Единственным положительным моментом в реактологическом учении признается его “прогрессивная роль в борьбе с реакционно-идеалистической психологией Лопатина, Челпанова и т. п., с одной стороны, и с енчменианством и рефлексологией, с другой” [там же, с. 4]. И здесь проявилась еще одна характерная особенность идеологического “руководства” наукой—поддержание и искусственное создание атмосферы взаимной борьбы в научном сообществе. Что касается реактологии, то она, выполнив в первые послереволюционные годы роль “карающего меча революции” в борьбе с другими научными школами и направлениями, от этого “меча” и погибла.

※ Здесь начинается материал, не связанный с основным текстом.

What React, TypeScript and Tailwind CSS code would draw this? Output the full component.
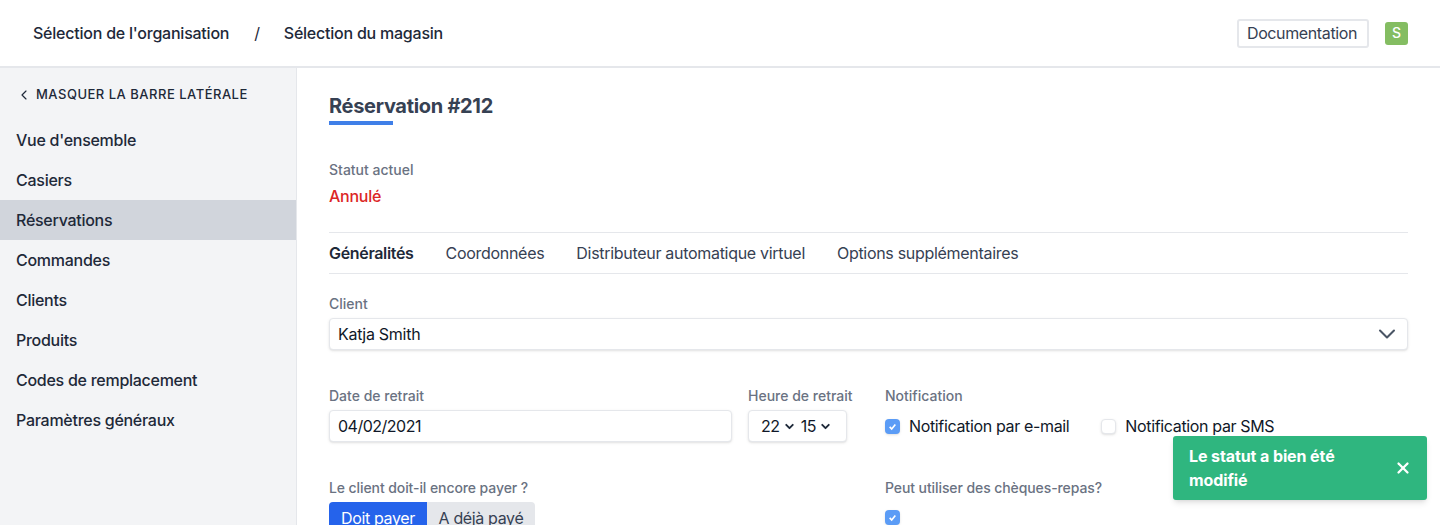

Не осталась вне внимания организаторов дискуссии и зарубежная “буржуазная психология”. Ее состояние определяется как кризисное. Отмечается, что все ведущие психологические школы (бихевиоризм, гештальт-психология) зашли в тупик, выход из которого они найти не в состоянии. Указывается на усиливающееся влияние в зарубежной психологии “реакционных идеалистических теорий”, к числу которых отнесены персонализм В.Штерна, психология духа Шпрангера и т. д. Буржуазные ученые оцениваются как “чуждые стране строящегося социализма” [там же, 5]. Советских психологов призывают бороться “с проникновением различных буржуазных течений в СССР, остатками и отголосками старых буржуазных психологических школ у нас...” [там же, 7]. После таких заявлений возникает сомнение в искренности утверждения о том, что “борясь с буржуазной психологией, марксизм не отбрасывал все ценное из буржуазной эпохи” [там же, 2]. Таким образом, добиваясь монопольного влияния на духовную жизнь общества, включая и научную сферу, марксистско-ленинская идеология возводила неприступные барьеры между дореволюционной и послереволюционной мыслью, между “советской наукой” и зарубежной. Как отмечается в работе А.В.Петровского и М.Г.Ярошевского “В условиях тоталитарного режима культивировалась версия об “особом пути” марксистской психологии как “единственно верной” отрасли знания” [61, т.1 с. 227]. Это приводило, с одной стороны, к нарушению исторической преемственности в развитии научного знания, с другой—к разрушению плодотворного синтеза российской науки с мировой научной мыслью.